No children were ever too young to talk to, according to my father, and we were treated to the best of his thoughts from the first. My mother says he even talked to me as an infant and I can well believe it. I know I worshiped him and liked nothing so well as to sit on the little saddle he had made for me on the crossbar of his bike - with his arms around me and the whole wide world in front. 

My Father’s Naval Career 

My father's naval career was unusual. Several times he risked his reputation for an idea. At the naval port of "Den Helder" there used to be exercises of the navy - one part of the fleet would be the "enemy" and the other "Dutch". The enemy would have to sneak into the harbor at night without having been spotted by a searchlight. In my father's early days he was appointed captain of such an "enemy" ship. And he didn't like the assignment. The "enemy" never won. It couldn't win.

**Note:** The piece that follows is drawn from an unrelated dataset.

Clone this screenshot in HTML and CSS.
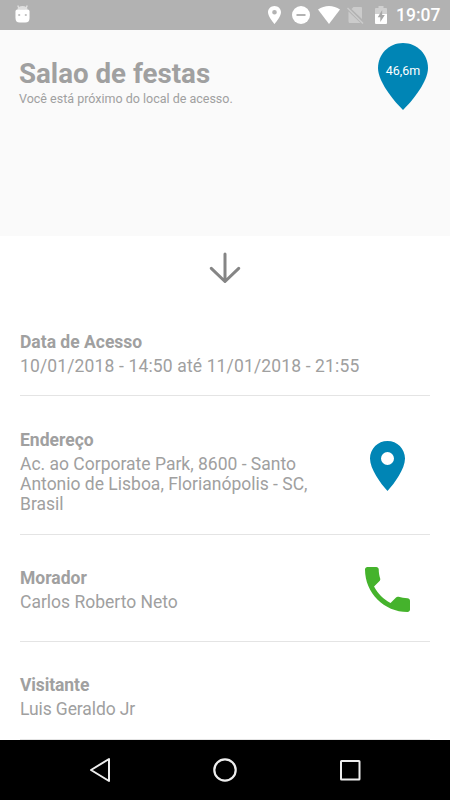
FILE: index.html
```
<!DOCTYPE html>
<html lang="pt-BR">
<head>
  <meta charset="UTF-8">
  <title>Salao de festas</title>
  <link rel="stylesheet" href="styles.css">
</head>
<body>
  <!-- Android status bar -->
  <div class="status-bar">
    <svg class="debug-icon" width="15" height="18" viewBox="0 0 16 18" preserveAspectRatio="none">
      <path d="M3 .5l1.500 4M13 .5l-1.500 4" stroke="#e4e4e4" stroke-width="1.300"/>
      <path d="M2.500 4.500a5.500 3.600 0 0 1 11 0z" fill="#dedede"/>
      <path d="M.5 6.500Q.5 4.500 2.500 4.500h11q2 0 2 2V13q0 4.500-4.500 4.500H5Q.5 17.500.5 13z" fill="#fff"/>
      <path d="M3.500 9h2v2h-2zM10.500 9h2v2h-2z" fill="#c4c4c4"/>
    </svg>
    <div class="status-icons">
      <svg width="13" height="18" viewBox="5 2 14 20" preserveAspectRatio="none">
        <path fill="#fff" fill-rule="evenodd" d="M12 2C8.130 2 5 5.130 5 9c0 5.250 7 13 7 13s7-7.750 7-13c0-3.870-3.130-7-7-7zm0 9.500a2.500 2.500 0 1 1 0-5 2.500 2.500 0 0 1 0 5z"/>
      </svg>
      <svg width="18" height="18" viewBox="0 0 18 18">
        <circle cx="9" cy="9" r="9" fill="#fff"/>
        <rect x="4.500" y="8" width="9" height="2" fill="#b2b2b2"/>
      </svg>
      <svg width="22" height="18" viewBox="0 0 22 18">
        <path fill="#fff" d="M0 3.500C6.500-1.200 15.500-1.200 22 3.500L11 18z"/>
      </svg>
      <svg width="17" height="18" viewBox="0 0 17 18">
        <path fill="#cbcbcb" d="M6.500 1H14q1 0 1 1v11L4.500 3zM1.500 5.500L13.500 17H3q-1.500 0-1.500-1.500z"/>
        <path stroke="#cbcbcb" stroke-width="1.500" d="M.5 2L16 17.500"/>
      </svg>
      <svg width="12" height="18" viewBox="0 0 12 18">
        <path fill="#d0d0d0" d="M0 3q0-1 1-1h2.500V0h5v2H11q1 0 1 1v5H0z"/>
        <path fill="#fff" d="M0 8h12v9q0 1-1 1H1q-1 0-1-1z"/>
        <path fill="#a8a8a8" d="M7.200 4L2.700 11.300h2.600V16L9.800 9H7.200z"/>
      </svg>
    </div>
    <span class="clock">19:07</span>
  </div>

  <div class="header">
    <div class="header-text">
      <h1>Salao de festas</h1>
      <p>Você está próximo do local de acesso.</p>
    </div>
    <!-- Distance to the access point -->
    <div class="distance">
      <svg width="50" height="67" viewBox="0 0 50 67">
        <path fill="#0085b5" d="M25 0C11 0 0 11 0 25c0 13 14 31 25 42 11-11 25-29 25-42C50 11 39 0 25 0z"/>
      </svg>
      <span>46,6m</span>
    </div>
  </div>

  <div class="details">
    <svg class="arrow" width="32" height="32" viewBox="0 0 32 32">
      <path fill="none" stroke="#858585" stroke-width="3" stroke-linecap="round" stroke-linejoin="round" d="M16 2v27M2.300 16.300L16 29.500l13.700-13.200"/>
    </svg>

    <div class="row">
      <div class="info">
        <h2>Data de Acesso</h2>
        <p class="dates">10/01/2018 - 14:50 até 11/01/2018 - 21:55</p>
      </div>
    </div>
    <div class="row row-address">
      <div class="info">
        <h2>Endereço</h2>
        <p>Ac. ao Corporate Park, 8600 - Santo Antonio de Lisboa, Florianópolis - SC, Brasil</p>
      </div>
      <div class="action">
        <svg width="35" height="50" viewBox="5 2 14 20">
          <path fill="#0085b5" fill-rule="evenodd" d="M12 2C8.130 2 5 5.130 5 9c0 4.200 4.200 9.900 7 13 2.800-3.100 7-8.800 7-13 0-3.870-3.130-7-7-7zm0 9.600a2.600 2.600 0 1 1 0-5.200 2.600 2.600 0 0 1 0 5.200z"/>
        </svg>
      </div>
    </div>
    <div class="row row-resident">
      <div class="info">
        <h2>Morador</h2>
        <p>Carlos Roberto Neto</p>
      </div>
      <div class="action">
        <svg width="45" height="45" viewBox="3 3 18 18">
          <path fill="#45b32c" d="M6.620 10.790c1.440 2.830 3.760 5.140 6.590 6.590l2.200-2.200c.27-.27.67-.36 1.020-.24 1.120.37 2.330.57 3.570.57.55 0 1 .45 1 1V20c0 .55-.45 1-1 1-9.390 0-17-7.610-17-17 0-.55.45-1 1-1h3.500c.55 0 1 .45 1 1 0 1.250.2 2.450.57 3.570.11.35.03.74-.25 1.020l-2.200 2.200z"/>
        </svg>
      </div>
    </div>
    <div class="row row-visitor">
      <div class="info">
        <h2>Visitante</h2>
        <p>Luis Geraldo Jr</p>
      </div>
    </div>
  </div>

  <!-- Android navigation bar -->
  <div class="nav-bar">
    <svg width="24" height="26" viewBox="0 0 24 26">
      <path fill="none" stroke="#eee" stroke-width="2" stroke-linejoin="round" d="M20 2v22L2 13z"/>
    </svg>
    <svg width="24" height="24" viewBox="0 0 24 24">
      <circle cx="11" cy="12" r="10.700" fill="none" stroke="#eee" stroke-width="2.200"/>
    </svg>
    <svg width="24" height="24" viewBox="0 0 24 24">
      <rect x="3" y="3" width="18.500" height="18.500" rx=".5" fill="none" stroke="#eee" stroke-width="2"/>
    </svg>
  </div>
</body>
</html>
```
FILE: styles.css
```
html, body {
  margin: 0;
  padding: 0;
  height: 100%;
  overflow: hidden;
}
body {
  display: flex;
  flex-direction: column;
  background: #fff;
  color: #a0a0a0;
  font-family: Roboto, "Liberation Sans", sans-serif;
}
h1, h2, p {
  margin: 0;
}
svg {
  display: block;
  overflow: visible;
}

/* Status bar */
.status-bar {
  display: flex;
  align-items: center;
  flex: none;
  height: 30px;
  padding: 0 11px 0 15px;
  box-sizing: border-box;
  background: #b2b2b2;
}
.debug-icon {
  margin-right: auto;
  margin-top: -2px;
}
.status-icons {
  display: flex;
  gap: 11px;
}
.status-icons svg:nth-child(3) {
  margin-left: -3px;
}
.status-icons svg:nth-child(4) {
  margin-left: -4px;
}
.clock {
  width: 43px;
  margin-left: 9px;
  color: #fff;
  font-size: 17.5px;
  font-weight: 500;
  line-height: 32px;
  white-space: nowrap;
}

/* Header */
.header {
  display: flex;
  justify-content: space-between;
  flex: none;
  height: 206px;
  padding: 13px 22px 0 19px;
  box-sizing: border-box;
  background: #fafafa;
}
.header-text {
  padding-top: 14px;
}
h1 {
  font-size: 27.7px;
  font-weight: 700;
  line-height: 34px;
}
.header-text p {
  font-size: 12.5px;
  line-height: 15px;
}
.distance {
  position: relative;
  width: 50px;
  height: 67px;
}
.distance span {
  position: absolute;
  top: 20px;
  left: 0;
  width: 100%;
  color: #fff;
  font-size: 12.5px;
  line-height: 15px;
  text-align: center;
}

/* Access details */
.details {
  flex: 1;
  min-height: 0;
  padding: 0 20px;
  overflow: hidden;
}
.arrow {
  margin: 16px auto 14px;
}
.row {
  display: flex;
  justify-content: space-between;
  height: 98px;
  padding-top: 34px;
  box-sizing: border-box;
  border-bottom: 1px solid #e4e4e4;
}
.row-address {
  height: 139px;
}
.row-resident {
  height: 107px;
  padding-top: 33px;
}
.row-visitor {
  padding-top: 33px;
}
h2 {
  margin-bottom: 4px;
  font-size: 17.5px;
  font-weight: 700;
  line-height: 20px;
}
.info {
  width: 300px;
}
.info p {
  font-size: 17.5px;
  line-height: 20px;
}
.info .dates {
  letter-spacing: 0.14px;
  white-space: nowrap;
}
.row-visitor h2,
.row-visitor p {
  letter-spacing: -0.1px;
}
.action {
  display: flex;
  justify-content: center;
  width: 85px;
  padding-top: 11px;
}
.row-resident .action {
  padding-top: 0;
  margin-top: -1px;
}

/* Navigation bar */
.nav-bar {
  display: flex;
  align-items: center;
  justify-content: space-between;
  flex: none;
  height: 60px;
  padding: 0 88px 0 89px;
  box-sizing: border-box;
  background: #000;
}
```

The searchlight covered all of the navigable space. Father felt it was unfair. He was always ambitious, and he wanted to win. He explored the approaches to the harbor and found a place not covered by the searchlights which was considered too shallow for the kind of ship my father commanded. My father always wanted to find things out for himself and he measured it. According to his calculations he could make it. And so, on the fateful night, he went over this dark stretch of water, his heart in his mouth. If he grounded that ship it would have been the end of his career in the navy. He often told us how he listened with beating heart to the ominously dwindling numbers of the depth meter - until at last - it remained steady - steady - steady and my father’s ship came through. It caused terrific excitement in Den Helder - as it was the first time the "enemy" had won for years. It was on that occasion that my mother first met my father and that he and she quarreled about the number of children they wanted to have. It was ten years later before they finally married.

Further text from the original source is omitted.